By the way, when we build Oboe both OpenSLES and AAudio must be available. But since android-30 OpenSLES becomes deprecated, we get build warnings by default, and it if -Werror is specified then it will result in build errors. Oboe can be referenced as a binary package as it is also provided as a Prefab package, but if we would like to investigate its source code for debugging, or when we cannot really depend on Prefab packages (it has a handful of issues that you can search at issuetracker.google.com) we run into trouble.

It was somewhat problematic (I could not use Prefab), but the latest Oboe is already fixed. How did the Android audio team fix the issue? Oboe now uses dlopen() and dlsym() to load OpenSLES API dynamically. In fact, the same approach was used from the first place when they used AAudio, otherwise the Oboe sources could not be compiled within apps that targets < Android 8.0. Unlike Dalvik bytecode on ART VM, native libraries that are built with the NDK toolchains and loaded by bionic libc must have all the symbols resolved to existent definitions (implementations) when it was loaded. With bionic libc dlopen(), RTLD_LAZY works like RTLD_NOW i.e. there is no lazy symbol resolution.

So, Oboe dynamically loads AAudio without strong symbol references for the < Android 8.1 devices, and same goes for OpenSLES for >= Android 11 devices. It is tricky, but Oboe does not reference those native APIs a lot and therefore it seems working fine for them. I had similar idea to conditionally load NdkBinder the same way, but quickly gave up as it will quickly get complicated.

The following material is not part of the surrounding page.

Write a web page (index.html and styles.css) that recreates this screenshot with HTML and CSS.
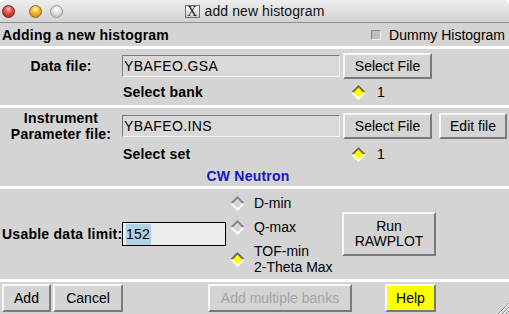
FILE: index.html
```html
<!DOCTYPE html>
<html>
<head>
<meta charset="utf-8">
<title>add new histogram</title>
<link rel="stylesheet" href="styles.css">
</head>
<body>
<div class="window">
  <div class="titlebar">
    <div class="lights">
      <span class="light red"></span>
      <span class="light yellow"></span>
      <span class="light grey"></span>
    </div>
    <div class="title"><span class="xicon">X</span><span>add new histogram</span></div>
    <div></div>
  </div>

  <div class="header">
    <span class="heading">Adding a new histogram</span>
    <span class="check"><span class="box"></span>Dummy Histogram</span>
  </div>

  <div class="sep"></div>

  <div class="files data">
    <div class="lbl">Data file:</div>
    <div class="entry">YBAFEO.GSA</div>
    <div class="btn file-btn">Select File</div>
    <div class="sub">Select bank</div>
    <div class="radio pick">
      <svg viewBox="0 0 16 16"><polygon points="8,1.5 14.5,8 8,14.5 1.5,8" fill="#ffff00"/><polyline points="1.5,8 8,1.5 14.5,8" fill="none" stroke="#6e6a5a" stroke-width="2"/><polyline points="1.5,8 8,14.5 14.5,8" fill="none" stroke="#ffffff" stroke-width="2"/></svg>
      <span class="rtext">1</span>
    </div>
  </div>

  <div class="sep"></div>

  <div class="files inst">
    <div class="lbl">Instrument<br>Parameter file:</div>
    <div class="entry">YBAFEO.INS</div>
    <div class="btn file-btn">Select File</div>
    <div class="btn edit-btn">Edit file</div>
    <div class="sub">Select set</div>
    <div class="radio pick">
      <svg viewBox="0 0 16 16"><polygon points="8,1.5 14.5,8 8,14.5 1.5,8" fill="#ffff00"/><polyline points="1.5,8 8,1.5 14.5,8" fill="none" stroke="#6e6a5a" stroke-width="2"/><polyline points="1.5,8 8,14.5 14.5,8" fill="none" stroke="#ffffff" stroke-width="2"/></svg>
      <span class="rtext">1</span>
    </div>
    <div class="mode">CW Neutron</div>
  </div>

  <div class="sep"></div>

  <div class="limits">
    <div class="limit-label">Usable data limit:</div>
    <div class="entry focus"><span class="selected">152</span></div>
    <div class="radios">
      <div class="radio">
        <svg viewBox="0 0 16 16"><polygon points="8,1.5 14.5,8 8,14.5 1.5,8" fill="#d4d4d4"/><polyline points="1.5,8 8,1.5 14.5,8" fill="none" stroke="#858585" stroke-width="2"/><polyline points="1.5,8 8,14.5 14.5,8" fill="none" stroke="#ffffff" stroke-width="2"/></svg>
        <span class="rtext">D-min</span>
      </div>
      <div class="radio">
        <svg viewBox="0 0 16 16"><polygon points="8,1.5 14.5,8 8,14.5 1.5,8" fill="#d4d4d4"/><polyline points="1.5,8 8,1.5 14.5,8" fill="none" stroke="#858585" stroke-width="2"/><polyline points="1.5,8 8,14.5 14.5,8" fill="none" stroke="#ffffff" stroke-width="2"/></svg>
        <span class="rtext">Q-max</span>
      </div>
      <div class="radio">
        <svg viewBox="0 0 16 16"><polygon points="8,1.5 14.5,8 8,14.5 1.5,8" fill="#ffff00"/><polyline points="1.5,8 8,1.5 14.5,8" fill="none" stroke="#6e6a5a" stroke-width="2"/><polyline points="1.5,8 8,14.5 14.5,8" fill="none" stroke="#ffffff" stroke-width="2"/></svg>
        <span class="rtext">TOF-min<br>2-Theta Max</span>
      </div>
    </div>
    <div class="btn run-btn">Run<br>RAWPLOT</div>
  </div>

  <div class="sep"></div>

  <div class="bottom">
    <div class="btn add-btn">Add</div>
    <div class="btn cancel-btn">Cancel</div>
    <div class="btn multi-btn">Add multiple banks</div>
    <div class="btn help-btn">Help</div>
  </div>

  <svg class="grip" viewBox="0 0 14 14">
    <line x1="3" y1="14" x2="14" y2="3" stroke="#8a8a8a" stroke-width="1"/>
    <line x1="4" y1="14" x2="14" y2="4" stroke="#ffffff" stroke-width="1"/>
    <line x1="7" y1="14" x2="14" y2="7" stroke="#8a8a8a" stroke-width="1"/>
    <line x1="8" y1="14" x2="14" y2="8" stroke="#ffffff" stroke-width="1"/>
    <line x1="11" y1="14" x2="14" y2="11" stroke="#8a8a8a" stroke-width="1"/>
    <line x1="12" y1="14" x2="14" y2="12" stroke="#ffffff" stroke-width="1"/>
  </svg>
</div>
</body>
</html>
```

FILE: styles.css
```css
* { box-sizing: border-box; }
html, body { margin: 0; padding: 0; background: #ffffff; }
body {
  font-family: "Liberation Sans", Arial, sans-serif;
  font-size: 14px;
  color: #000;
}

.window {
  width: 509px;
  height: 314px;
  background: #d4d4d4;
  overflow: hidden;
  position: relative;
  border-radius: 6px 6px 0 0;
  display: flex;
  flex-direction: column;
}

/* title bar */
.titlebar {
  height: 23px;
  flex: none;
  display: grid;
  grid-template-columns: 1fr auto 1fr;
  align-items: center;
  background: linear-gradient(#eeeeee, #d2d2d2);
  border-bottom: 1px solid #8e8e8e;
}
.lights { display: flex; align-items: center; padding-left: 2px; }
.light { width: 13px; height: 13px; border-radius: 50%; flex: none; }
.light.red {
  background: radial-gradient(circle at 50% 30%, #ffc2ba 0, #e5504a 40%, #a3160f 100%);
  border: 1px solid #7e231d;
}
.light.yellow {
  margin-left: 14px;
  background: radial-gradient(circle at 50% 30%, #fff3b8 0, #f4bb33 40%, #b8760a 100%);
  border: 1px solid #9b6a14;
}
.light.grey {
  margin-left: 8px;
  background: radial-gradient(circle at 50% 30%, #ffffff 0, #e0e0e0 45%, #b4b4b4 100%);
  border: 1px solid #9a9a9a;
}
.title { display: flex; align-items: center; gap: 5px; color: #111; letter-spacing: 0.1px; }
.xicon {
  width: 15px;
  height: 13px;
  border: 1px solid #707070;
  background: linear-gradient(#fbfbfb, #cfcfcf);
  font-family: "Liberation Serif", serif;
  font-size: 14px;
  line-height: 11px;
  text-align: center;
  color: #222;
  letter-spacing: 0;
}

/* header */
.header {
  height: 23px;
  flex: none;
  display: flex;
  justify-content: space-between;
  align-items: center;
  padding: 0 4px 0 2px;
}
.heading { font-weight: bold; letter-spacing: 0.2px; }
.check { display: flex; align-items: center; }
.box {
  width: 10px;
  height: 10px;
  border: 1px solid;
  border-color: #8a8a8a #f0f0f0 #f0f0f0 #8a8a8a;
  background: #bebebe;
  margin-right: 8px;
}

.sep { height: 3px; flex: none; background: #ffffff; }

/* file sections */
.files {
  flex: none;
  display: grid;
  grid-template-columns: 122px 221px 96px 68px;
}
.files.data { height: 56px; padding-top: 4px; grid-template-rows: 26px 26px; }
.files.inst { height: 78px; padding-top: 5px; grid-template-rows: 26px 30px 15px; }
.lbl {
  font-weight: bold;
  text-align: center;
  align-self: center;
  line-height: 16px;
  letter-spacing: 0.2px;
}
.entry {
  width: 218px;
  height: 22px;
  align-self: center;
  border: 1px solid;
  border-color: #7b7b7b #f2f2f2 #f2f2f2 #7b7b7b;
  background: #d9d9d9;
  padding-left: 1px;
  line-height: 20px;
  white-space: nowrap;
  letter-spacing: 0.4px;
}
.sub {
  grid-column: 2;
  font-weight: bold;
  align-self: center;
  padding-left: 1px;
  letter-spacing: 0.2px;
}
.pick { grid-column: 3; padding-left: 8px; align-self: center; }
.mode {
  grid-column: 1 / -1;
  text-align: center;
  padding-right: 11px;
  color: #1616c6;
  font-weight: bold;
  line-height: 15px;
  letter-spacing: 0.2px;
}

/* buttons */
.btn {
  display: flex;
  align-items: center;
  justify-content: center;
  text-align: center;
  border: 2px solid;
  border-color: #f7f7f7 #7a7a7a #7a7a7a #f7f7f7;
  background: #d4d4d4;
  line-height: 15px;
  white-space: nowrap;
}
.file-btn { width: 89px; height: 26px; }
.edit-btn { width: 68px; height: 26px; }

/* radios */
.radio { display: flex; align-items: center; line-height: 16px; }
.radio svg { width: 15px; height: 15px; flex: none; }
.pick .rtext { margin-left: 11px; }

/* limits */
.limits {
  height: 90px;
  flex: none;
  display: flex;
  align-items: center;
}
.limit-label {
  width: 122px;
  padding-left: 2px;
  font-weight: bold;
  white-space: nowrap;
  letter-spacing: 0.25px;
}
.entry.focus {
  width: 104px;
  height: 24px;
  border: 1px solid #000;
  background: #ececec;
  padding: 1px 0 0 3px;
  line-height: 21px;
  letter-spacing: 0.2px;
}
.selected { display: inline-block; background: #b0d2e4; height: 21px; padding-right: 1px; }
.radios {
  width: 112px;
  margin-left: 4px;
  padding-top: 2px;
  display: flex;
  flex-direction: column;
}
.radios .radio { padding: 4px 0; }
.radios .rtext { margin-left: 9px; }
.run-btn { width: 94px; height: 44px; }

/* bottom */
.bottom {
  flex: 1;
  display: flex;
  align-items: flex-start;
  padding: 2px 0 0 2px;
}
.bottom .btn { height: 28px; }
.add-btn { width: 49px; }
.cancel-btn { width: 70px; margin-left: 2px; }
.multi-btn { width: 144px; margin-left: 85px; color: #a4a4a4; }
.help-btn { width: 51px; margin-left: 33px; background: #ffff00; }

.grip { position: absolute; right: 0; bottom: 0; width: 14px; height: 14px; }
```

In this post, I have described two approaches to achieve conditional run time code by API levels in native code with Android NDK. The __ANDROID_UNAVAILABLE_SYMBOLS_ARE_WEAK__ approach is closer to what Android SDK API and what Android platform code does, but it is still temporary solution that Google cannot make official. The dlopen() approach is doable within public stable API, but the road would be quite rough. If you have any better approach it would be nice if you share it.